Las pautas socialdemócratas, tradicionalmente paradigmas de realismo y pragmatismo, empiezan a derivar en idealismo inorgánico. Antonio Gutiérrez, ex de CC OO y del PSOE, se sorprende de que, incluso en los momentos álgidos de la primera legislatura de Zapatero, se “confundiera leyes con políticas” de modo que lo legislado “no fuera realmente defendido frente a la oposición doctrinaria bronquista”. La ausencia de ramificaciones orgánicas entre poder político y sociedad termina deteriorando la percepción de lo realizado y su balance: los que eran claros activos de un gobierno de izquierdas, acaban siendo percibidos en la campaña de 2008 casi como pasivos.

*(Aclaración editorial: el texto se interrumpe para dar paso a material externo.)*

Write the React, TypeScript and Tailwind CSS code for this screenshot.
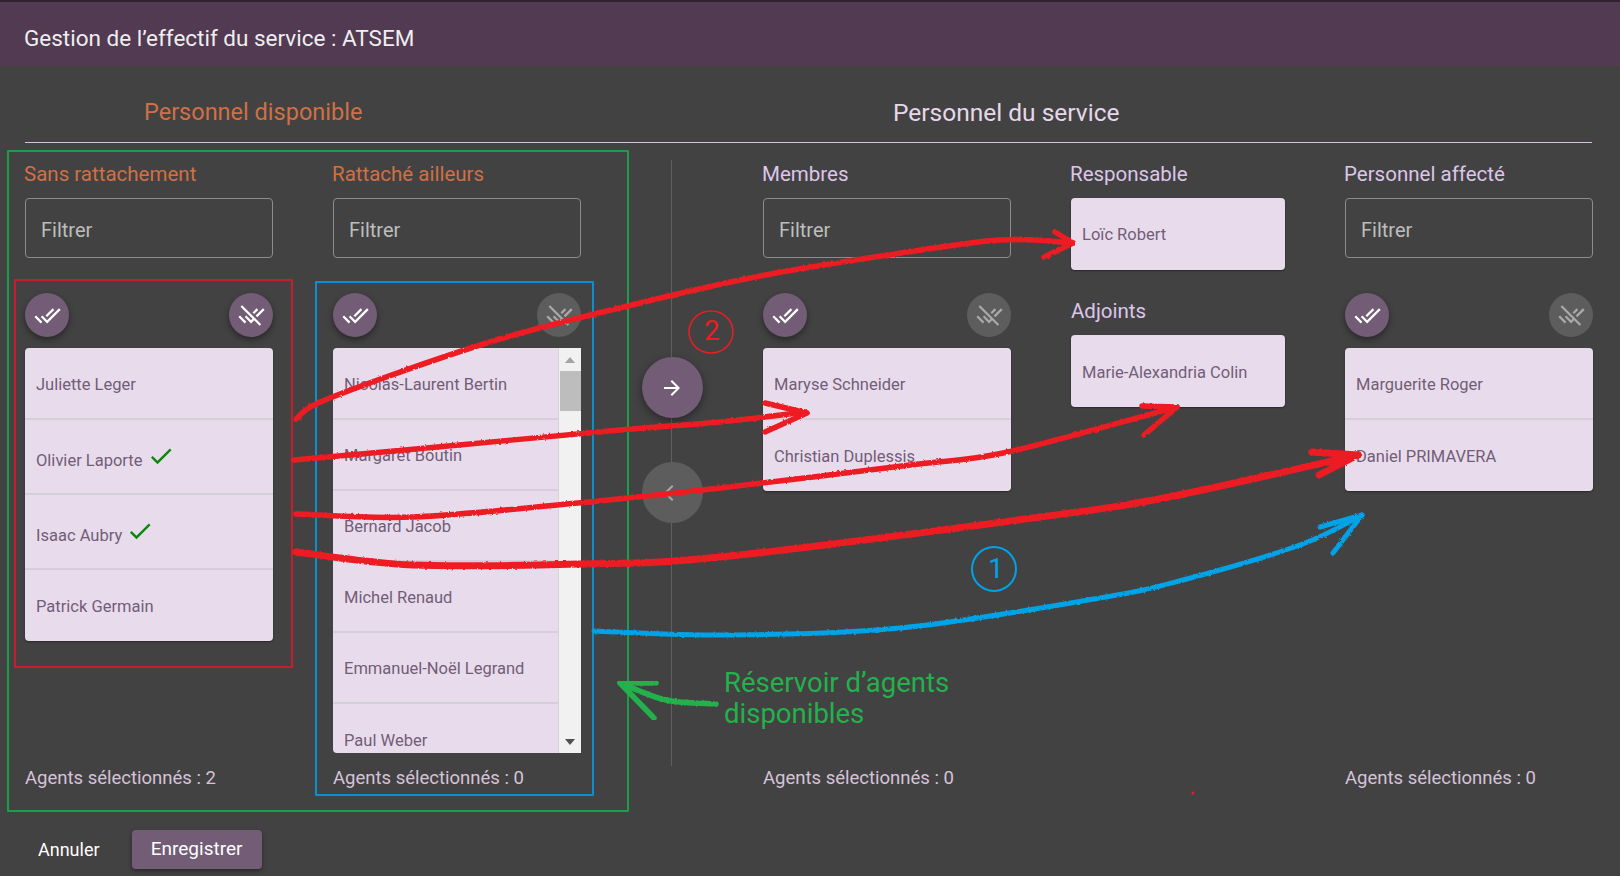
import { MdArrowBack, MdArrowForward, MdCheck, MdDoneAll, MdRemoveDone } from 'react-icons/md';
import { ReactNode } from 'react';

const RED = '#ed1c24';
const BLUE = '#00a2e8';
const GREEN = '#22b14c';

const CircleBtn = ({ disabled, children }: { disabled?: boolean; children: ReactNode }) => (
  <button
    className={
      disabled
        ? 'w-[44px] h-[44px] rounded-full bg-[#5d5d5d] text-[#a9a9a9] flex items-center justify-center'
        : 'w-[44px] h-[44px] rounded-full bg-[#735c75] text-white flex items-center justify-center shadow-[0_3px_6px_rgba(0,0,0,0.4)]'
    }
  >
    {children}
  </button>
);

const Item = ({ name, checked }: { name: string; checked?: boolean }) => (
  <div
    className={
      checked
        ? 'h-[75px] shrink-0 flex items-center gap-1 pt-[9px] px-[11px] border-b-2 border-[#d6ced9] last:border-b-0'
        : 'h-[71px] shrink-0 flex items-center gap-1 pt-[4px] px-[11px] border-b-2 border-[#d6ced9] last:border-b-0'
    }
  >
    <span>{name}</span>
    {checked && <MdCheck className="text-[#0a8a0a] -mt-[10px]" size={28} />}
  </div>
);

const Filter = () => (
  <div className="h-[60px] border border-[#8c8c8c] rounded-[4px] flex items-center pl-[15px] pt-[4px] text-[20px] text-[#bdbdbd]">
    Filtrer
  </div>
);

const Tools = ({ clear }: { clear?: boolean }) => (
  <div className="flex justify-between mt-[35px] mb-[11px]">
    <CircleBtn>
      <MdDoneAll size={27} />
    </CircleBtn>
    <CircleBtn disabled={!clear}>
      <MdRemoveDone size={27} />
    </CircleBtn>
  </div>
);

const Column = ({
  title,
  count,
  orange,
  clear,
  children,
}: {
  title: string;
  count: number;
  orange?: boolean;
  clear?: boolean;
  children: ReactNode;
}) => (
  <div className="w-[248px] shrink-0">
    <h3
      className={
        orange
          ? 'h-[54px] pt-[16px] -ml-[1px] leading-[28px] text-[20.5px] text-[#cf7046]'
          : 'h-[54px] pt-[16px] -ml-[1px] leading-[28px] text-[20.5px] text-[#dcc6ea]'
      }
    >
      {title}
    </h3>
    <Filter />
    <Tools clear={clear} />
    <div className="h-[405px] text-[16.5px] text-[#735c78]">{children}</div>
    <div className="mt-[13px] leading-[24px] text-[18.5px] text-[#d6c2da]">Agents sélectionnés : {count}</div>
  </div>
);

const ListBox = ({ children }: { children: ReactNode }) => (
  <div className="bg-[#e8dcec] rounded-[4px] pt-px overflow-hidden shadow-[0_1px_2px_rgba(0,0,0,0.4)]">{children}</div>
);

// catmull-rom, the pen strokes of the annotations
const smooth = (p: number[][]) => {
  let d = `M${p[0][0]} ${p[0][1]}`;
  for (let i = 0; i < p.length - 1; i++) {
    const a = p[Math.max(i - 1, 0)];
    const b = p[i];
    const c = p[i + 1];
    const e = p[Math.min(i + 2, p.length - 1)];
    d += ` C${b[0] + (c[0] - a[0]) / 6} ${b[1] + (c[1] - a[1]) / 6} ${c[0] - (e[0] - b[0]) / 6} ${c[1] - (e[1] - b[1]) / 6} ${c[0]} ${c[1]}`;
  }
  return d;
};

const Annotations = () => (
  <>
    <svg className="absolute inset-0 pointer-events-none" width={1620} height={876} fill="none" strokeLinecap="round" strokeLinejoin="round">
      <defs>
        <filter id="rough" x="-5%" y="-5%" width="110%" height="110%">
          <feTurbulence type="fractalNoise" baseFrequency="0.35" numOctaves={2} seed={3} />
          <feDisplacementMap in="SourceGraphic" scale={2.5} />
        </filter>
      </defs>
      <rect x={8} y={151} width={620} height={660} stroke="#1b9d49" strokeWidth={2} />
      <rect x={15} y={280} width={277} height={387} stroke="#c4202b" strokeWidth={2} />
      <rect x={316} y={282} width={277} height={513} stroke="#0b8fd0" strokeWidth={2} />

      <g stroke={RED} strokeWidth={5.5} filter="url(#rough)">
        <path d={smooth([[296, 419], [330, 398], [490, 342], [640, 303], [760, 276], [888, 255], [1000, 240], [1073, 243]])} />
        <path d="M1055 232 L1073 243 L1044 257" />
        <path d={smooth([[294, 460], [459, 445], [620, 430], [720, 422], [805, 412]])} />
        <path d="M765 403 L807 413 L765 432" />
        <path d={smooth([[296, 514], [413, 517], [578, 503], [720, 488], [910, 465], [1008, 452], [1177, 407]])} />
        <path d="M1142 406 L1177 407 L1144 435" />
        <path d={smooth([[296, 552], [413, 565], [578, 564], [720, 557], [1040, 517], [1169, 497], [1358, 455]])} strokeWidth={7} />
        <path d="M1312 452 L1358 455 L1319 475" strokeWidth={7} />
      </g>
      <g stroke={BLUE} strokeWidth={5} filter="url(#rough)">
        <path d={smooth([[594, 631], [720, 635], [900, 628], [1100, 598], [1183, 580], [1300, 545], [1362, 515]])} />
        <path d="M1320 527 L1362 515 L1333 553" />
      </g>
      <g stroke={GREEN} strokeWidth={5.5} filter="url(#rough)">
        <path d={smooth([[716, 704], [666, 700], [620, 683]])} />
        <path d="M656 683 L620 683 L654 718" />
      </g>
      <ellipse cx={711} cy={332} rx={22} ry={21} stroke={RED} strokeWidth={1.5} />
      <circle cx={994} cy={569} r={22} stroke={BLUE} strokeWidth={2} />
      <circle cx={1193} cy={793} r={1.5} fill={RED} />
    </svg>
    <span className="absolute left-[704px] top-[313px] leading-[36px] text-[28px] text-[#ed1c24]">2</span>
    <span className="absolute left-[988px] top-[551px] leading-[36px] text-[28px] text-[#00a2e8]">1</span>
    <div className="absolute left-[724px] top-[667px] leading-[31px] text-[27.5px] text-[#22b14c]">
      Réservoir d’agents
      <br />
      disponibles
    </div>
  </>
);

export default function App() {
  return (
    <div className="relative w-[1620px] h-[876px] overflow-hidden bg-[#424242] font-['Roboto',sans-serif]">
      <div className="h-[66px] border-t-2 border-[#2e2430] bg-[#513a52] flex items-center px-6 pt-[10px] text-[22.5px] text-[#eeeeee]">
        Gestion de l’effectif du service : ATSEM
      </div>

      <div className="px-[25px]">
        <div className="h-[77px] mr-[3px] flex items-center border-b border-[#d6c2da] pt-[18px] text-[23.5px]">
          <div className="w-[646px] pl-[119px] text-[#cf7046]">Personnel disponible</div>
          <div className="pl-[222px] text-[24.5px] text-[#e6d8ea]">Personnel du service</div>
        </div>

        <div className="flex pt-[1px]">
          <Column title="Sans rattachement" count={2} orange clear>
            <ListBox>
              <Item name="Juliette Leger" />
              <Item name="Olivier Laporte" checked />
              <Item name="Isaac Aubry" checked />
              <Item name="Patrick Germain" />
            </ListBox>
          </Column>

          <div className="w-[60px] shrink-0" />

          <Column title="Rattaché ailleurs" count={0} orange>
            <div className="h-full flex bg-[#e8dcec] rounded-l-[4px] overflow-hidden">
              <div className="flex-1 h-full pt-px overflow-hidden">
                <Item name="Nicolas-Laurent Bertin" />
                <Item name="Margaret Boutin" />
                <Item name="Bernard Jacob" />
                <Item name="Michel Renaud" />
                <Item name="Emmanuel-Noël Legrand" />
                <Item name="Paul Weber" />
              </div>
              <div className="w-[23px] shrink-0 bg-[#f1f1f1] border-l border-[#d4d4d4] flex flex-col items-center">
                <div className="h-[23px] flex items-center justify-center">
                  <div className="w-0 h-0 border-x-[5px] border-x-transparent border-b-[6px] border-b-[#a3a3a3]" />
                </div>
                <div className="w-[21px] h-[40px] bg-[#bdbdbd]" />
                <div className="mt-auto h-[23px] flex items-center justify-center">
                  <div className="w-0 h-0 border-x-[5px] border-x-transparent border-t-[6px] border-t-[#505050]" />
                </div>
              </div>
            </div>
          </Column>

          <div className="w-[182px] shrink-0 relative flex flex-col items-center">
            <div className="absolute top-[16px] bottom-[24px] left-[90px] w-px bg-[#5f5f5f]" />
            <button className="relative mt-[213px] w-[61px] h-[61px] rounded-full bg-[#735c75] text-white flex items-center justify-center shadow-[0_3px_8px_rgba(0,0,0,0.4)]">
              <MdArrowForward size={24} />
            </button>
            <button className="relative mt-[44px] w-[61px] h-[61px] rounded-full bg-[#5d5d5d] text-[#a9a9a9] flex items-center justify-center">
              <MdArrowBack size={24} />
            </button>
          </div>

          <Column title="Membres" count={0}>
            <ListBox>
              <Item name="Maryse Schneider" />
              <Item name="Christian Duplessis" />
            </ListBox>
          </Column>

          <div className="w-[60px] shrink-0" />

          <div className="w-[214px] shrink-0">
            <h3 className="h-[54px] pt-[16px] leading-[28px] text-[20.5px] text-[#dcc6ea] -ml-[1px]">Responsable</h3>
            <div className="h-[72px] bg-[#e8dcec] rounded-[4px] flex items-center px-[11px] pt-[2px] text-[16.5px] text-[#735c78] shadow-[0_1px_2px_rgba(0,0,0,0.4)]">
              Loïc Robert
            </div>
            <h3 className="mt-[27px] h-[28px] leading-[28px] text-[20.5px] text-[#dcc6ea]">Adjoints</h3>
            <div className="mt-[10px] h-[72px] bg-[#e8dcec] rounded-[4px] flex items-center px-[11px] pt-[4px] text-[16.5px] text-[#735c78] shadow-[0_1px_2px_rgba(0,0,0,0.4)]">
              Marie-Alexandria Colin
            </div>
          </div>

          <div className="w-[60px] shrink-0" />

          <Column title="Personnel affecté" count={0}>
            <ListBox>
              <Item name="Marguerite Roger" />
              <Item name="Daniel PRIMAVERA" />
            </ListBox>
          </Column>
        </div>

        <div className="mt-[40px] flex items-center">
          <button className="ml-[13px] text-[18px] text-white">Annuler</button>
          <button className="ml-[32px] w-[130px] h-[39px] rounded-[4px] bg-[#735c75] text-[19px] text-white shadow-[0_2px_4px_rgba(0,0,0,0.4)]">
            Enregistrer
          </button>
        </div>
      </div>

      <Annotations />
    </div>
  );
}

Pero esa incapacidad se camufla como virtud: primero, sobrevalorando el poder del BOE, como si la realidad cambiara con solo legislar, después, “imaginando” al Gobierno en conexión directa con los ciudadanos, sin necesidad “del partido” ni de intermediarios sociales.

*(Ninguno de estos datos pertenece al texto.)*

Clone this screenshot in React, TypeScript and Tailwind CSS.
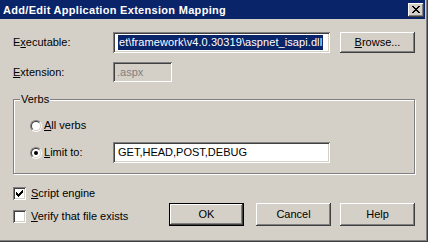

Desde posiciones opuestas, el Movimiento 15-M llega a conclusiones similares: el rechazo a partidos y sindicatos como algo “viejo” mientras reivindica “democracia real ya”. Es parte del ciberutopismo, el retorno a las ilusiones del hombre libre, del individuo común capaz de prescindir de los “profesionales del poder”. Rememoran otros momentos históricos, como la desintermediación reclamada en el “ni dios, ni reyes, ni tribunos”, incluido en el himno comunista de La Internacional. Ignoran que lo espontáneo y lo organizado (Rosa Luxemburgo dixit) forman parte de un aprendizaje colectivo hacia la política de forma que, aunque en momentos de máxima tensión, “las masas son realmente sus propios líderes”, a largo plazo lo orgánico es esencial para dar cohesión a lo disperso. Y esa es hoy la tarea.

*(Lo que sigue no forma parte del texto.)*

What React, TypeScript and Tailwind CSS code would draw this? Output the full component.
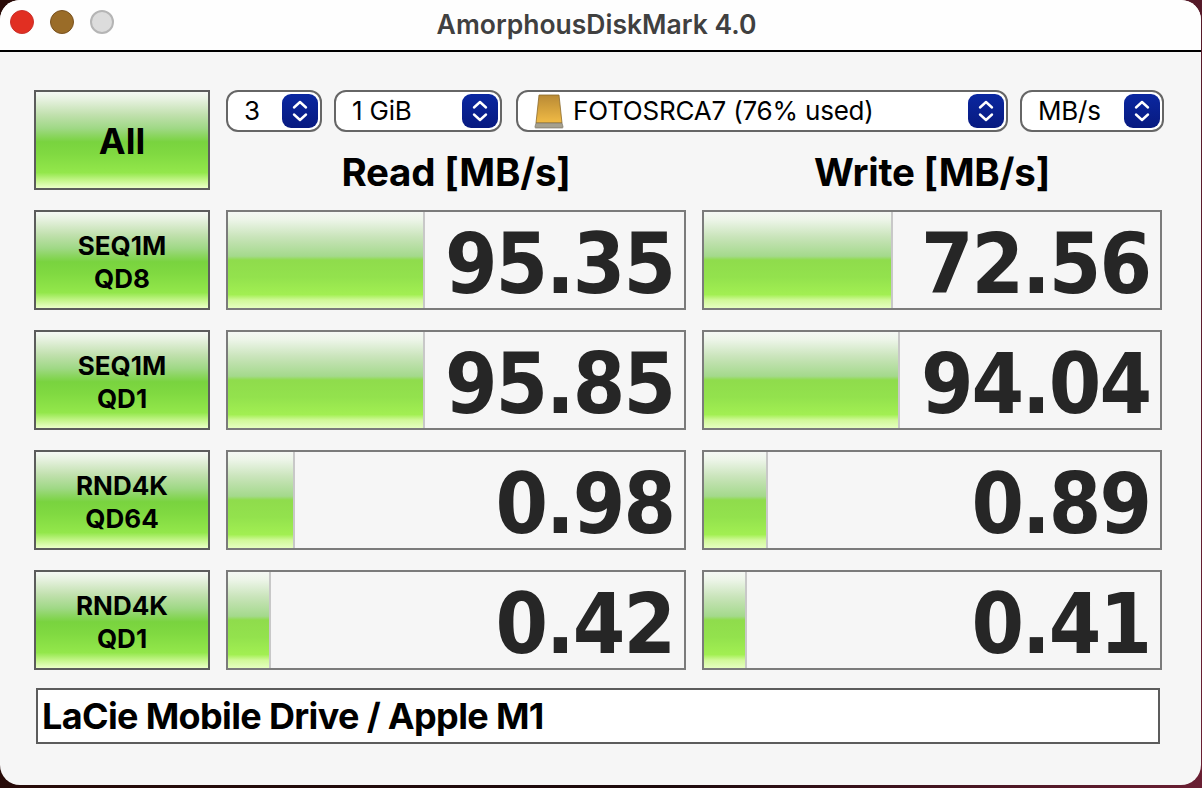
import React from "react"

const sans = "font-['Inter','Liberation_Sans',sans-serif]"
const buttonGloss =
  "bg-[linear-gradient(to_bottom,#f5f8f4_0%,#e6f1df_8%,#c0e0ad_24%,#9fd885_38%,#79d33f_52%,#80d941_64%,#93e74b_84%,#c4f58a_92%,#ebffc8_100%)]"
const barGloss =
  "bg-[linear-gradient(to_bottom,#f5f8f4_0%,#edf5e9_8%,#c9e4ba_26%,#a4d98c_46%,#8fdc4c_50%,#93e24d_68%,#a2ef52_86%,#d2f99a_92%,#e6ffc0_100%)]"

function Stepper() {
  return (
    <span className="flex h-[34px] w-9 shrink-0 items-center justify-center rounded-[9px] bg-gradient-to-b from-[#0a27a0] to-[#081a80]">
      <svg width="16" height="24" viewBox="0 0 16 24" fill="none" stroke="white" strokeWidth="2.4" strokeLinecap="round" strokeLinejoin="round">
        <path d="M2 8.5 8 3l6 5.5" />
        <path d="M2 15.5 8 21l6-5.5" />
      </svg>
    </span>
  )
}

function DriveIcon() {
  return (
    <svg width="30" height="36" viewBox="0 0 30 36" className="shrink-0">
      <defs>
        <linearGradient id="drive" x1="0" y1="0" x2="0" y2="1">
          <stop offset="0" stopColor="#b98a35" />
          <stop offset="1" stopColor="#f1bb45" />
        </linearGradient>
      </defs>
      <path d="M5 2h20l3 28H2z" fill="url(#drive)" stroke="#8a6a2c" strokeWidth="0.8" />
      <path d="M2 30h26l1 3.5a1 1 0 0 1-1 1.5H2a1 1 0 0 1-1-1.5z" fill="#a5a08f" stroke="#6f6a5c" strokeWidth="0.6" />
    </svg>
  )
}

function Select({ width, children }: { width: string; children: React.ReactNode }) {
  return (
    <div className={`flex h-[42px] ${width} items-center rounded-[12px] border-2 border-[#666] bg-white pr-[2px] text-[26px] leading-none tracking-[-0.2px] text-black`}>
      {children}
      <Stepper />
    </div>
  )
}

function RunButton({ lines, large }: { lines: string[]; large?: boolean }) {
  return (
    <div className={`flex h-[100px] w-[176px] shrink-0 flex-col items-center justify-center border-2 border-[#5c5c5c] font-bold text-black ${buttonGloss} ${large ? "pt-[1px] text-[36px]" : "pt-[3px] text-[26px] leading-[33px]"}`}>
      {lines.map((l) => (
        <span key={l}>{l}</span>
      ))}
    </div>
  )
}

function Meter({ value, fill }: { value: string; fill: number }) {
  return (
    <div className="flex h-[100px] w-[460px] border-2 border-[#7b7b7b] bg-[#f6f6f6]">
      <div className={`shrink-0 border-r-2 border-[#c8c8c8] ${barGloss}`} style={{ width: fill }} />
      <div className="flex flex-1 items-center justify-end pt-[8px] pr-[10px] font-['DejaVu_Sans',sans-serif] text-[84px] leading-none font-bold font-stretch-condensed tracking-[-2px] text-[#262626]">{value}</div>
    </div>
  )
}

const rows = [
  { lines: ["SEQ1M", "QD8"], read: "95.35", readFill: 197, write: "72.56", writeFill: 189 },
  { lines: ["SEQ1M", "QD1"], read: "95.85", readFill: 197, write: "94.04", writeFill: 196 },
  { lines: ["RND4K", "QD64"], read: "0.98", readFill: 67, write: "0.89", writeFill: 64 },
  { lines: ["RND4K", "QD1"], read: "0.42", readFill: 43, write: "0.41", writeFill: 43 },
]

export default function App() {
  return (
    <div className={`h-[788px] w-[1202px] overflow-hidden bg-[linear-gradient(100deg,#2a0b08_0%,#1c0a0c_60%,#6a1f33_100%)] ${sans}`}>
      <div className="h-[785px] w-[1201px] overflow-hidden rounded-[20px] bg-[#f6f6f6]">
        {/* title bar */}
        <div className="relative flex h-[52px] items-center justify-center border-b-2 border-black bg-[#fefefe]">
          <div className="absolute left-[10px] top-[10px] flex gap-[16px]">
            <span className="h-6 w-6 rounded-full border border-[#c9302a] bg-[#e12f22]" />
            <span className="h-6 w-6 rounded-full border border-[#7a5220] bg-[#9a6c28]" />
            <span className="h-6 w-6 rounded-full border-2 border-[#b5b5b5] bg-[#dcdcdc]" />
          </div>
          <span className="-ml-[8px] text-[26.5px] font-semibold text-[#404040]">AmorphousDiskMark 4.0</span>
        </div>

        <div className="flex flex-col gap-5 pl-[34px] pt-[38px]">
          {/* top row */}
          <div className="flex gap-4">
            <RunButton lines={["All"]} large />
            <div className="flex flex-col">
              <div className="flex w-[938px] items-center gap-3">
                <Select width="w-[96px]">
                  <span className="flex-1 pl-4">3</span>
                </Select>
                <Select width="w-[168px]">
                  <span className="flex-1 pl-4">1 GiB</span>
                </Select>
                <div className="ml-[2px]">
                  <Select width="w-[492px]">
                    <span className="flex flex-1 items-center gap-[9px] pl-4">
                      <DriveIcon />
                      FOTOSRCA7 (76% used)
                    </span>
                  </Select>
                </div>
                <Select width="w-[144px]">
                  <span className="flex-1 pl-4">MB/s</span>
                </Select>
              </div>
              <div className="flex items-start gap-4 pt-[22px] text-[38.5px] leading-[36px] font-bold tracking-[-0.2px] text-black">
                <div className="w-[460px] text-center">Read [MB/s]</div>
                <div className="w-[460px] text-center">Write [MB/s]</div>
              </div>
            </div>
          </div>

          {rows.map((r) => (
            <div key={r.lines.join()} className="flex gap-4">
              <RunButton lines={r.lines} />
              <Meter value={r.read} fill={r.readFill} />
              <Meter value={r.write} fill={r.writeFill} />
            </div>
          ))}

          {/* comment box */}
          <div className="-mt-[2px] ml-[2px] flex h-[56px] w-[1124px] items-center border-2 border-[#5c5c5c] bg-white pl-[4px] text-[36px] font-bold tracking-[-0.65px] text-black">
            LaCie Mobile Drive / Apple M1
          </div>
        </div>
      </div>
    </div>
  )
}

La multifragmentación del tejido productivo que caracteriza al nuevo capitalismo potencia desde hace décadas la segmentación social e ideológica. Sin una alternativa solvente que lo integre en un proyecto general, cada grupo social parece buscar su propia opción pública. El derecho a la diversidad, influencia de la cultura ecologista, estimula a todas las minorías, también las políticas, como si estuvieran en peligro de extinción. En ese contexto, dice Llamazares, la “forma partido” debe evolucionar en clave femenina, vinculada al paciente tejer desde las diferencias. Suena bonito pero anticipa un estira y afloja permanente, la preponderancia de los vínculos débiles típicos de la posmodernidad sobre la coincidencia en análisis y proyectos.

La dificultad para construir el cemento para proyectos orgánicos comunes se sustituye por las alianzas como solución, pero las dificultades subsisten. El PSC construye un tripartito incapaz de navegar por aguas turbulentas. Izquierda Unida precisa de múltiples portavoces en el Congreso para poder ser respetuosa con su pluralidad. La sensación de jaula de grillos no puede evitarse. Y lo mismo ocurre con El Olivo en Italia. La no proporcionalidad de los sistemas electorales son citados, con razón, como causa de las dificultades de esas minorías. Pero se olvida que la absoluta proporcionalidad del sistema italiano fue un regalo envenenado de Berlusconi pues facilita el sectarismo, el trafico de influencias y la ingobernabilidad de las múltiples izquierdas.

Desde diferentes posiciones, lo esencial es consensuar una causa común reformista, conectar y articular políticas sólidas para convertir lo inmaterial en material, los pensamientos en discursos, lo disperso en compacto, las ideas en seguidores, estructuras, votos o dineros. Con formas permanentes o coyunturales. Sin duda, una tarea de muchos durante mucho tiempo.

Ignacio Muro es economista, analista social y profesor de periodismo en la Universidad Carlos III.